When your spirit’s crushed, your vision dimmed and you’re sure your tank is as dry as a Kansas driveway in July, to have someone look you in the eye and say, “I believe in you” is often the difference between getting back up and no one ever hearing of you again.
Very few of us reach adult years without life hammering us. It’s the stuff of real living, and every one of us has our stories.
- “I don’t know how I made it through; looking back, it seemed impossible then, and still does.”
- “I figured I was dead. Period.”
- “Never saw it coming. Just suddenly everything we had was gone. Just like ( finger snap ) that.”
- “I had no idea where to turn, what to do. I prayed, but inside I was sure we’d lose everything we’d worked for.”
- “My job was keeping us afloat. I lost it. I’m old enough nobody wants to hire me. Nothing else to say.”
On and on the accounts go – real life drama, and every one fraught with The Flirt. I’m so tired of fighting, of trying to persevere against what seem like greater and greater odds. I’m tough and have survived so much, but right now I’m just worn out from the constant struggle. I’ve done everything I could think of to do, tried every means I could think of to turn things around. It’s not that I’m unwilling to call on God. It’s that I’ve always believed I need to do my best before hollering at Him for help. . . . “Well, God? I’m there. My back’s against the wall and I feel the lions’ hot, fetid breath on my neck. I need Your help. I need it now.”

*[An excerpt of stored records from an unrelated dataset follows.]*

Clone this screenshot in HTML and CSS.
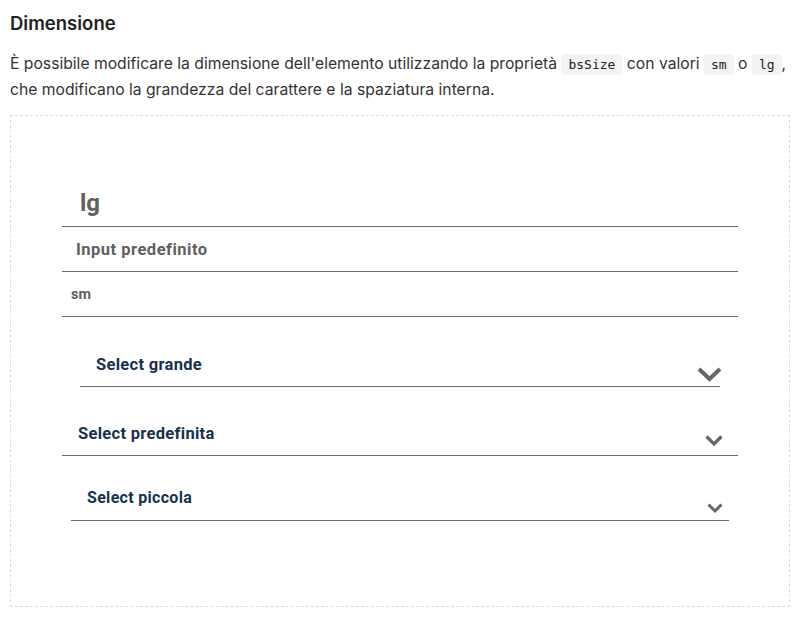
FILE: index.html
```html
<!DOCTYPE html>
<html lang="it">
<head>
<meta charset="utf-8">
<title>Dimensione</title>
<link rel="stylesheet" href="styles.css">
</head>
<body>
<section class="page">
  <h3 class="title">Dimensione</h3>
  <p class="intro">È possibile modificare la dimensione dell'elemento utilizzando la proprietà <code>bsSize</code> con valori <code>sm</code> o <code>lg</code>, che modificano la grandezza del carattere e la spaziatura interna.</p>
  <div class="demo">
    <div class="field field-lg">lg</div>
    <div class="field field-md">Input predefinito</div>
    <div class="field field-sm">sm</div>

    <div class="select select-lg">
      <span class="select-label">Select grande</span>
      <svg class="chev" width="25" height="15" viewBox="0 0 25 15"><path d="M2 2 L12.5 12 L23 2" fill="none" stroke="#666" stroke-width="4"/></svg>
    </div>
    <div class="select select-md">
      <span class="select-label">Select predefinita</span>
      <svg class="chev" width="18" height="12" viewBox="0 0 18 12"><path d="M1.5 1.5 L9 9 L16.5 1.5" fill="none" stroke="#666" stroke-width="3.2"/></svg>
    </div>
    <div class="select select-sm">
      <span class="select-label">Select piccola</span>
      <svg class="chev" width="16" height="11" viewBox="0 0 16 11"><path d="M1.5 1.5 L8 8 L14.5 1.5" fill="none" stroke="#666" stroke-width="3"/></svg>
    </div>
  </div>
</section>
</body>
</html>
```
FILE: styles.css
```css
html, body {
  margin: 0;
  padding: 0;
  background: #fff;
}

.page {
  padding: 0 10px;
  font-family: Inter, "Noto Sans", sans-serif;
  color: #333;
}

.title {
  margin: 0;
  padding-top: 11px;
  font-size: 18.5px;
  line-height: 24px;
  font-weight: 600;
  color: #222;
}

.intro {
  margin: 16px 0 0;
  font-size: 15.7px;
  line-height: 25px;
  color: #333;
}

.intro code {
  font-family: "DejaVu Sans Mono", monospace;
  font-size: 13px;
  background: #f3f3f3;
  border-radius: 3px;
  padding: 3px 7px;
  color: #222;
}

.demo {
  margin-top: 13px;
  border: 1px dashed #dcdcdc;
  height: 492px;
  box-sizing: border-box;
  padding: 59px 51px 0;
  display: flex;
  flex-direction: column;
  font-family: Roboto, sans-serif;
  font-weight: 700;
  font-variant-ligatures: none;
}

.field {
  border-bottom: 1px solid #5c6f82;
  color: #606060;
  display: flex;
  align-items: center;
  box-sizing: border-box;
  flex: none;
}

.field-lg {
  height: 52px;
  font-size: 24px;
  padding-left: 18px;
  padding-top: 4px;
}

.field-md {
  height: 45px;
  font-size: 16.5px;
  letter-spacing: 0.5px;
  padding-left: 14px;
}

.field-sm {
  height: 45px;
  font-size: 14.5px;
  padding-left: 9px;
}

.select {
  border-bottom: 1px solid #5c6f82;
  color: #17324d;
  display: flex;
  justify-content: space-between;
  box-sizing: border-box;
  flex: none;
  letter-spacing: 0.3px;
}

.select-label {
  display: block;
}

.chev {
  display: block;
}

.select-lg {
  margin: 26px 18px 0;
  height: 44px;
  font-size: 16.5px;
  padding-left: 16px;
  padding-top: 12px;
}

.select-lg .chev {
  margin-top: 12px;
  margin-right: -2px;
}

.select-md {
  margin: 29px 0 0;
  height: 40px;
  font-size: 16.5px;
  padding-left: 16px;
  padding-top: 8px;
}

.select-md .chev {
  margin-top: 11px;
  margin-right: 15px;
}

.select-sm {
  margin: 29px 9px 0;
  height: 36px;
  font-size: 16px;
  padding-left: 16px;
  padding-top: 3px;
}

.select-sm .chev {
  margin-top: 15px;
  margin-right: 6px;
}
```
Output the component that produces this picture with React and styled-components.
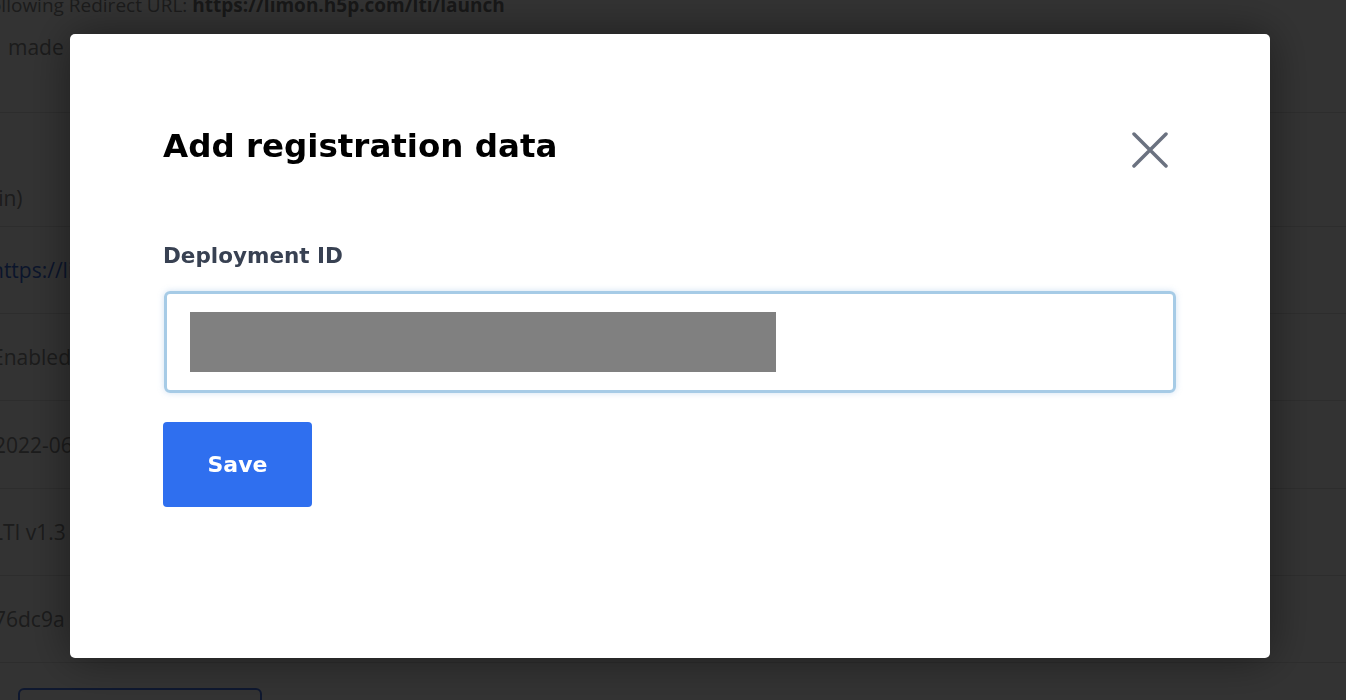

I’ve got your attention, don’t I?
Eye contact makes a surface-level connection saying, “Yeah, I get it.”
Spirit contact reaches down into the basement, lifting up that old, stained brown-and-blue-and red carpet, raising that metal door and dialing the combo that opens the door into the safe of your soul.
Some of you are reading this and saying out loud, “How could you know what’s—- like, know how I’m feeling right n—-?
I’ve been there. I know what it is to have immediate needs with no earthly way to meet them. I understand how it feels to feel helpless. Like everything I’ve tried to do is circling the drain. Unuseful. Of little or zero worth.
I know how it takes a steel rasp to your gut when you’re doing everything you possibly can and it’s never enough. You skate out on the thin ice of health, right out to the very edge, trying to make a difference, like maybe – just maybe this time, just once, it’ll have a happy ending and you can relax and smile.
I know how that works especially on a man’s heart, how it grinds his spirit and esteem into a pasty, disgusting sausage. With hair in it.
I know staying there is a lethal mistake. So I never did. But, oh yeah. I’ve been down there. You can see my buttprints.
Saul of Tarsus – yeah, that guy who became Paul the apostle and wrote a lot of what’s in the Bible’s New Testament – has again and again given me the juice to get back up again.
“I’ve learned by now to be quite content whatever my circumstances. I’m just as happy with little as with much, with much as with little. I’ve found the recipe for being happy whether full or hungry, hands full or hands empty. Whatever I have, wherever I am, I can make it through anything in the One who makes me who I am. . . . And my God will meet all your needs according to his glorious riches in Christ Jesus.” (Philippians 4:11-14, 19)
I’d like to tell you that no matter what I’m facing, reading over that passage just helps me settle right down, every time. I’d like to tell you that. I would.
It’d be a lie.
Not always, no. But often. And every time I have remembered to take The Bible at face value and brought its teachings to bear on whatever impossibility I’m facing, God’s always come through.
I’m not saying He hasn’t scared the snot out of me a few times with His timing. I’m saying God has always been faithful to me. Based on that track record, I believe He always will.
You know I’m pretty good at reminding you often that I love you and believe in you. Right?
Well, in times like what I’m describing, it’s like God’s wading right into the middle of the deepest part of whatever’s threatening to sink me and saying to me, “I love you and I believe in you.”
I’ve no idea what this latest chapter is about in your story. I do know this. No matter what it is, how tough or hopeless it may seem, if you’ll follow my suggestion to spend a little time in The Word, you’ll hear The Voice saying it to you–God’s mouth to your ear:
“I love you and I believe in you, too.”